Friday, June 15, 2018

Shad in the Hudson

Commercial fishing for shad in the Hudson River was banned in 2009, because the shad population was dangerously low. Since then, efforts to save the shad have not succeeded in significantly increasing the shad population. In light of the current plight of shad in the Hudson, the following item, discovered in the Columbia Republican for June 11, 1918, reporting about shad in the Hudson a hundred years ago, is curiously interesting.


1 comment:

  1. In the mid-19th c., T.R.'s somewhat bohemian and contrarian uncle Robert B. Roosevelt led the call for the management of the nation's fish stocks. Later in the century he headed the New York State Fish Commission (for twenty years), and successfully lobbied NY State legislators to enact numerous laws protecting shad among other species. By regulating mesh size and establishing catch limits, Hudson River shad were seen to rebound.

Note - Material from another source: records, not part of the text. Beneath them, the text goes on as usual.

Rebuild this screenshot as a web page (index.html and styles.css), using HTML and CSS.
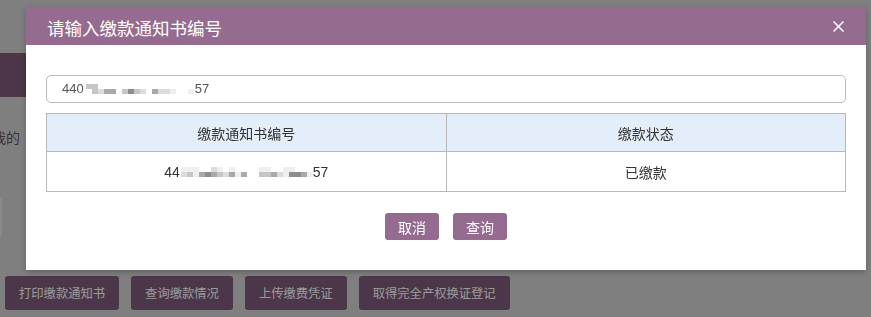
FILE: index.html
```html
<!DOCTYPE html>
<html lang="zh-CN">
  <head>
    <meta charset="UTF-8" />
    <meta name="viewport" content="width=device-width, initial-scale=1.0" />
    <title>缴款通知书查询</title>
    <link rel="stylesheet" href="styles.css">
  </head>
  <body>
    <!-- Page underneath the dialog -->
    <div class="page">
      <div class="nav"></div>
      <div class="form-row">
        <div class="label"><span>请输入我的</span></div>
      </div>
      <div class="side-box"></div>
      <div class="actions">
        <button class="page-btn">打印缴款通知书</button>
        <button class="page-btn">查询缴款情况</button>
        <button class="page-btn">上传缴费凭证</button>
        <button class="page-btn">取得完全产权换证登记</button>
      </div>
    </div>

    <!-- Dialog -->
    <div class="mask"></div>
    <div class="dialog">
      <div class="dialog-header">
        <span class="dialog-title">请输入缴款通知书编号</span>
        <button class="close" aria-label="关闭">
          <svg width="11" height="11" viewBox="0 0 11 11">
            <path d="M0.5 0.5 L10.5 10.5 M10.5 0.5 L0.5 10.5" stroke="#fff" stroke-width="1.5" fill="none" />
          </svg>
        </button>
      </div>
      <div class="dialog-body">
        <div class="search-input">
          440<span class="mosaic mosaic-input">
            <i class="m3"></i><i class="m3"></i><i></i><i></i><i></i><i></i><i></i><i></i><i></i><i></i><i></i><i></i><i></i><i></i><i></i><i></i><i></i><i></i>
            <i></i><i class="m3"></i><i class="m2"></i><i class="m4"></i><i class="m4"></i><i></i><i class="m3"></i><i class="m5"></i><i class="m3"></i><i class="m2"></i><i></i><i class="m4"></i><i class="m2"></i><i class="m2"></i><i class="m1"></i><i></i><i></i><i class="m1"></i>
          </span>57
        </div>

        <table class="result">
          <thead>
            <tr>
              <th>缴款通知书编号</th>
              <th>缴款状态</th>
            </tr>
          </thead>
          <tbody>
            <tr>
              <td>44<span class="mosaic mosaic-cell">
                <i class="m1"></i><i class="m1"></i><i class="m1"></i><i></i><i></i><i class="m2"></i><i class="m1"></i><i></i><i class="m1"></i><i></i><i></i><i></i><i></i><i class="m1"></i><i class="m1"></i><i></i><i></i><i class="m1"></i><i class="m1"></i><i></i><i></i><i></i>
                <i class="m2"></i><i class="m3"></i><i class="m1"></i><i class="m4"></i><i class="m5"></i><i class="m4"></i><i class="m3"></i><i class="m2"></i><i class="m4"></i><i class="m1"></i><i class="m4"></i><i></i><i></i><i class="m3"></i><i class="m3"></i><i class="m4"></i><i class="m2"></i><i class="m1"></i><i class="m5"></i><i class="m5"></i><i class="m4"></i><i class="m1"></i>
              </span>57</td>
              <td>已缴款</td>
            </tr>
          </tbody>
        </table>

        <div class="dialog-footer">
          <button class="btn">取消</button>
          <button class="btn">查询</button>
        </div>
      </div>
    </div>
  </body>
</html>
```

FILE: styles.css
```css
/* Global Styles */
* {
  margin: 0;
  padding: 0;
  box-sizing: border-box;
}

body {
  font-family: "Liberation Sans", "Noto Sans CJK SC", sans-serif;
  background: #d4d4d4;
  color: #333;
  overflow: hidden;
}

button {
  font-family: inherit;
  border: none;
  cursor: pointer;
}

/* Page underneath */
.page {
  height: 317px;
  padding-top: 53px;
}

.nav {
  width: 320px;
  height: 44px;
  background-color: #7f5a79;
}

.form-row {
  margin-top: 31px;
  height: 20px;
}

.label {
  width: 20px;
  display: flex;
  justify-content: flex-end;
  font-size: 14px;
  line-height: 20px;
  color: #6a4f66;
  white-space: nowrap;
}

.side-box {
  width: 2px;
  height: 39px;
  margin-top: 49px;
  background-color: #e6e6e6;
}

.actions {
  display: flex;
  gap: 12px;
  margin-top: 40px;
  padding-left: 5px;
}

.page-btn {
  height: 34px;
  padding: 0 14px;
  background-color: #7f5a7a;
  color: #fff;
  font-size: 12.3px;
  border-radius: 3px;
}

/* Mask */
.mask {
  position: fixed;
  inset: 0;
  background: rgba(0, 0, 0, 0.4);
}

/* Dialog */
.dialog {
  position: fixed;
  top: 7px;
  left: 26px;
  width: 840px;
  background-color: #fff;
  box-shadow: 0 2px 6px rgba(0, 0, 0, 0.25);
}

.dialog-header {
  display: flex;
  align-items: center;
  justify-content: space-between;
  height: 38px;
  padding: 6px 22px 0 21px;
  background-color: #966b90;
}

.dialog-title {
  color: #fff;
  font-size: 17.5px;
  line-height: 24px;
}

.close {
  display: flex;
  background: none;
  margin-top: -6px;
}

.dialog-body {
  padding: 30px 20px 30px;
}

.search-input {
  height: 28px;
  border: 1px solid #b9b9b9;
  border-radius: 5px;
  padding-left: 15px;
  font-size: 13px;
  line-height: 26px;
  color: #555;
}

/* Mosaic over hidden digits */
.mosaic {
  display: inline-grid;
  grid-auto-rows: 5px;
  vertical-align: middle;
}

.mosaic-input {
  grid-template-columns: repeat(18, 6px);
  margin: -2px 1px 0 2px;
}

.mosaic-cell {
  grid-template-columns: repeat(22, 6px);
  margin: -2px 0 0 1px;
}

.mosaic i {
  display: block;
}

.mosaic .m1 { background-color: #efefef; }
.mosaic .m2 { background-color: #dcdcdc; }
.mosaic .m3 { background-color: #c6c6c6; }
.mosaic .m4 { background-color: #a9a9a9; }
.mosaic .m5 { background-color: #8d8d8d; }

/* Result table */
.result {
  width: 100%;
  margin-top: 10px;
  border-collapse: collapse;
  font-size: 14px;
  color: #333;
}

.result th,
.result td {
  border: 1px solid #b8b8b8;
  text-align: center;
  font-weight: normal;
  width: 50%;
}

.result th {
  height: 38px;
  background-color: #e4eefa;
}

.result td {
  height: 40px;
}

/* Footer buttons */
.dialog-footer {
  display: flex;
  justify-content: center;
  gap: 14px;
  margin-top: 21px;
}

.btn {
  height: 27px;
  padding: 0 13px;
  background-color: #966b90;
  color: #fff;
  font-size: 14px;
  border-radius: 3px;
}
```
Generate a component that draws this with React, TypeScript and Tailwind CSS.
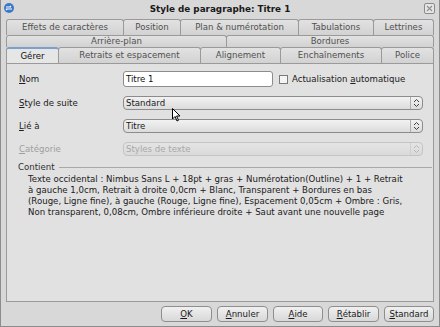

    It was likely thanks to Robert Roosevelt that Hudson River catch data for shad began to be collected, apparently starting in 1880. According to State and Federal agencies, that year saw a river-wide catch of 2.75 million lbs. By 1889, the same year Hudson's "fish markets" (Furgary) first appeared on the Sanborn fire insurance maps, the total river-wide catch of shad was 4.3 million lbs., which remains the greatest recorded catch to date.

    Unfortunately shad data is sparse after that, but what information there is reflects a population decrease until the bottom nearly drops out in 1915, '16, and '17, the last two of these years yielding about 40,000 lbs. each.

    Local fishermen could not have predicted an uptick in 1918, which saw a river-wide catch of 230,000 lbs. The following year the catch was even greater, at about 333,000 lbs.

    The shad's long cycles of booms and busts were likely due to overfishing, which may especially harm this species. According to McPhee, "shad seem to require a large critical mass in order to detonate successful spawning," suggesting a potential for rapid downward population spirals. However, fish populations can also rebound in ways which leave scientists flummoxed (for more on this read Matthiessen's "Men's Lives").

    By the mid-1930s, shad stocks were on the march again, and by 1939 the river-wide catch had surpassed 3 million lbs. By 1944 the catch was nearly 4 million pounds,. This was a good thing for the bellies of our overseas troops, but it also marked the beginning of a long decline from which our Hudson River shad never revived.

    The author of the Columbia Republican story was probably being cheeky suggesting "the reason" for the shad's return in 1918. Either way, we now know that shad somehow "bicoordinate" when they return to the specific rivers which spawned them. Due to Federalism, states themselves must regulate shad in each of their rivers, though these states have all agreed to coordinate their efforts with other states with migratory fish. In my opinion, the Atlantic States Marine Fisheries Commission has spent too many years dithering about whether, and how, to establish regulatory "Essential Fish Habitats" (EFH) to better protect all of our migratory herring.

    The City of Hudson has three species of migratory herring - each of them stressed - and could easily contribute something in support of this worthy goal (e.g., making inquiries, writing letters of support, just get the ball rolling ...). Nowadays, though, it seems we're all quite ignorant about our environment and our oh-so-progressive City does nothing.

    Thank you, Gossips, for sharing this anecdotal story which confirms the historical data.